低血糖は適切に対処しなけば、意識障害や昏睡などに陥って命を落とす可能性もある、とても怖い副作用なのです。今回は、低血糖の症状をはじめ、原因についても見ていこうと思います。
どんなときに起こりやすい?
低血糖とは、いわゆる血糖値が下がりすぎた状態です。つまり、何らかの原因で、インスリンが出すぎて下がりすぎたのか?もしくは糖分が何らかの原因でほとんど吸収されていない状況というのが考えられます。

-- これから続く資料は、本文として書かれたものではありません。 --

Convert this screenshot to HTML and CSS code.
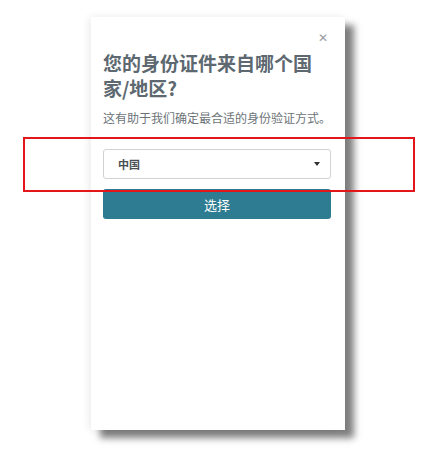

では、そのような状況とはどういった場合があるのでしょうか?
・薬を飲み間違えた、打ち間違えた
・不規則な食事(極端に少ない・食べれなかったなど)
・激しい運動や長時間の運動をした時
・飲酒
・入浴時
・病気や検査などによる食事量の減少や絶食などによくみられます
低血糖でよくみられる症状
低血糖とは、いわゆる血糖値が下がりすぎている状態のことです。すぐに糖分を補給すれば回復しますので、あわてずに行動しましょう。軽度のうちの対応がとても大切です。
初期段階の低血糖症状
・手指のふるえ
・動悸
・頻脈
・冷や汗
・強い空腹感 など
もし低血糖が起きてしまった場合は、この段階で対処する事が大切です!
中等度の低血糖症状
・頭痛
・目のカスミ
・めまい
・生あくび など
この状態になると要注意です。
血糖値が50mg/dL程度まで低下している状態です。早急に対応が必要でしょう!
重度の低血糖症状
・意識レベルの低下(意識消失)
・せん妄
・見当識障害(時間・場所・季節など状況がわからなくなる事)
・けいれん
この状態は、血糖値が50mg/dL以下になっていると考えられます。意識障害に至り、昏睡に陥ることもあります。

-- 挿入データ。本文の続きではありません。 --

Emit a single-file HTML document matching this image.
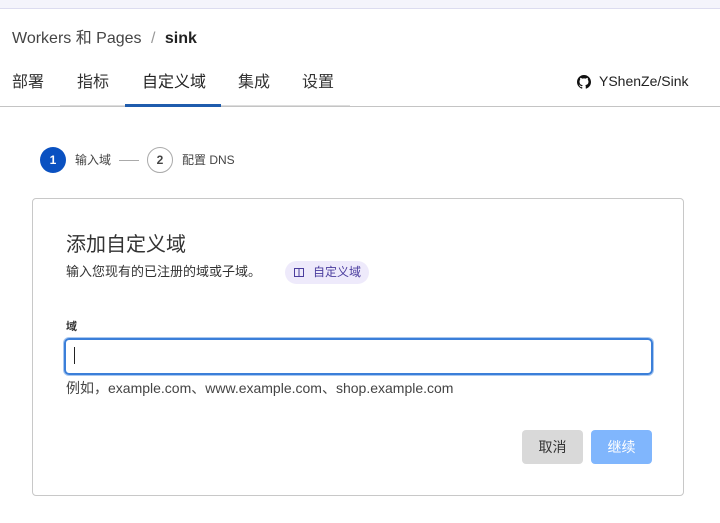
<!DOCTYPE html>
<html><head><meta charset="utf-8"><style>
*{margin:0;padding:0;box-sizing:border-box}
body{width:720px;height:523px;background:#fff;font-family:"Liberation Sans","Noto Sans CJK SC",sans-serif;color:#333;position:relative;overflow:hidden}
.top{position:absolute;left:0;top:0;width:720px;height:9px;background:#f4f4fb;border-bottom:1px solid #dcdcef}
.abs{position:absolute;white-space:nowrap}
</style></head><body>
<div class="top"></div>
<div class="abs" style="left:12px;top:24px;font-size:16px;color:#444">Workers 和 Pages <span style="color:#999;margin:0 5px">/</span> <b style="color:#222">sink</b></div>
<div class="abs" style="left:12px;top:68px;font-size:16px;color:#333">部署</div>
<div class="abs" style="left:77px;top:68px;font-size:16px;color:#333">指标</div>
<div class="abs" style="left:142px;top:68px;font-size:16px;color:#222">自定义域</div>
<div class="abs" style="left:238px;top:68px;font-size:16px;color:#333">集成</div>
<div class="abs" style="left:302px;top:68px;font-size:16px;color:#333">设置</div>
<div class="abs" style="left:0;top:106px;width:720px;height:1px;background:#c4c4c4"></div>
<div class="abs" style="left:60px;top:105px;width:290px;height:1px;background:#ddd"></div>
<div class="abs" style="left:125px;top:104px;width:96px;height:3px;background:#1f5cad"></div>
<svg class="abs" style="left:577px;top:75px" width="14" height="14" viewBox="0 0 16 16"><path fill="#111" d="M8 0C3.6 0 0 3.6 0 8c0 3.5 2.3 6.5 5.5 7.6.4.1.5-.2.5-.4v-1.4c-2.2.5-2.7-1-2.7-1-.4-.9-.9-1.2-.9-1.2-.7-.5.1-.5.1-.5.8.1 1.2.8 1.2.8.7 1.2 1.9.9 2.3.7.1-.5.3-.9.5-1.1-1.8-.2-3.6-.9-3.6-4 0-.9.3-1.6.8-2.1-.1-.2-.4-1 .1-2.1 0 0 .7-.2 2.2.8.6-.2 1.3-.3 2-.3s1.4.1 2 .3c1.5-1 2.2-.8 2.2-.8.4 1.1.2 1.9.1 2.1.5.6.8 1.3.8 2.1 0 3.1-1.9 3.7-3.6 3.9.3.3.5.8.5 1.5v2.2c0 .2.1.5.6.4C13.7 14.5 16 11.5 16 8c0-4.4-3.6-8-8-8z"/></svg>
<div class="abs" style="left:599px;top:73px;font-size:14px;color:#222">YShenZe/Sink</div>
<div class="abs" style="left:40px;top:147px;width:26px;height:26px;border-radius:50%;background:#0a51c1;color:#fff;font-size:12px;font-weight:bold;text-align:center;line-height:26px">1</div>
<div class="abs" style="left:75px;top:151px;font-size:12px;color:#444">输入域</div>
<div class="abs" style="left:119px;top:160px;width:20px;height:1px;background:#aaa"></div>
<div class="abs" style="left:147px;top:147px;width:26px;height:26px;border-radius:50%;border:1px solid #aaa;color:#444;font-size:12px;font-weight:bold;text-align:center;line-height:24px">2</div>
<div class="abs" style="left:182px;top:151px;font-size:12px;color:#444">配置 DNS</div>
<div class="abs" style="left:32px;top:198px;width:652px;height:298px;border:1px solid #c8c8c8;border-radius:4px"></div>
<div class="abs" style="left:66px;top:228px;font-size:20px;color:#333">添加自定义域</div>
<div class="abs" style="left:66px;top:261px;font-size:13px;color:#333">输入您现有的已注册的域或子域。</div>
<div class="abs" style="left:285px;top:261px;width:84px;height:23px;border-radius:12px;background:#eeeafb;color:#4b3d9e;font-size:12px;line-height:23px;padding-left:28px">自定义域</div>
<svg class="abs" style="left:294px;top:268px" width="10" height="9" viewBox="0 0 10 9"><rect x="0.5" y="0.5" width="9" height="8" fill="none" stroke="#4b3d9e"/><line x1="5" y1="0.5" x2="5" y2="8.5" stroke="#4b3d9e"/></svg>
<div class="abs" style="left:66px;top:318px;font-size:11px;font-weight:bold;color:#333">域</div>
<div class="abs" style="left:64px;top:338px;width:589px;height:37px;border:2px solid #3b7fd9;border-radius:5px;box-shadow:0 0 0 1px #a9c8f0"></div>
<div class="abs" style="left:74px;top:347px;width:1px;height:17px;background:#222"></div>
<div class="abs" style="left:66px;top:378px;font-size:14px;color:#444">例如，example.com、www.example.com、shop.example.com</div>
<div class="abs" style="left:522px;top:430px;width:61px;height:34px;border-radius:4px;background:#d9d9d9;color:#333;font-size:14px;text-align:center;line-height:34px">取消</div>
<div class="abs" style="left:591px;top:430px;width:61px;height:34px;border-radius:4px;background:#80b6fd;color:#fff;font-size:14px;text-align:center;line-height:34px">继续</div>
</body></html>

非常に危険な状況です。速やかにブドウ糖を摂取する、もしくは病院に行きましょう!
何よりもまず、低血糖の初期症状をきちんと理解した上で、早めの対応が重要です。
もし低血糖の自覚が難しいときには、血糖自己測定を行って血糖値の状態を確認しましょう。血糖値が60mg/dL以下であれば低血糖ですが、自覚症状があって70mg/dL以下でも低血糖と考えて糖分(砂糖やブドウ糖、糖分を多く含んだジュースなど)を補給しておくとよいでしょう。
「低血糖になった!」と思ったら、我慢せずにすぐに対応し、「低血糖かな?」と思ったらすぐに確認してみることがとても重要です。
低血糖の症状には、個々人で特徴や傾向がみられます。低血糖を経験するうちに自分がどんなときになりやすく、どんな症状が起こるのかわかってくるようになりますので、早めの対応ができるようになるようにしていきましょう
対処方法
基本的には、低血糖の初期症状であれば、ジュースや飴などを早急に取っていただければ、十分対応が可能だと思います。
しかし、ジュースや飴といったのいわゆる砂糖の場合、ブドウ糖より効果が表れるのが遅くなるので、15分ほど経過しても症状が良くならない、または、血糖値が60mg/dL以下であるようなら、再度、ジュースや飴を摂りましょう!
それでも良くならない場合はすぐに病院に行っていただく必要があります。
ちなみに、注意していただきたい場合があります。それは、糖尿病のお薬の中で、αーグルコシダーゼ阻害薬を服用中の患者さんです。
このお薬を飲まれている場合は、砂糖などの多糖類では分解・吸収が抑制されてしまうので低血糖への対処になりません。必ずブドウ糖を薬局でもらっておくようにしてください。
以上は、低血糖初期の段階での対応方法でしたが、血糖がかなり下がりすぎてしまっている場合は、自分で対応する事が難しい場面が出てきます
このような場合は、身近な人や家族などに口に含ませてもらったり、飲み込むことが難しければブドウ糖や砂糖を口びるや歯肉に塗りつけてもらうなどの対応をしてもらうようにします。これらは応急処置と考え、その後すぐに主治医に連絡を取り受診するまたは医療機関を救急受診します。
その他、車を運転される方は特に注意していただきたいと思います。自動車を運転する方は、低血糖から自分だけでなく周囲を巻き込む大きな事故に発展する危険をはらんでいることを自覚してください。
車内には必ずブドウ糖や砂糖、ジュースなどのブドウ糖を多く含む食品を常備するようにしてください。
低血糖が度々起こると危険!
低血糖を何度か繰り返すと、低血糖を感知するセンサーの動きが鈍くなるため、血糖値がかなり低くならないと症状が現れません。
つまり、本来なら低血糖症状の初期の段階をきちんと理解した上で対処することが大切なのですが、いきなり意識障害が発現する可能性があるという事です。
そのため、日ごろから低血糖症状が起きないような生活リズムなどを心掛けることが重要です。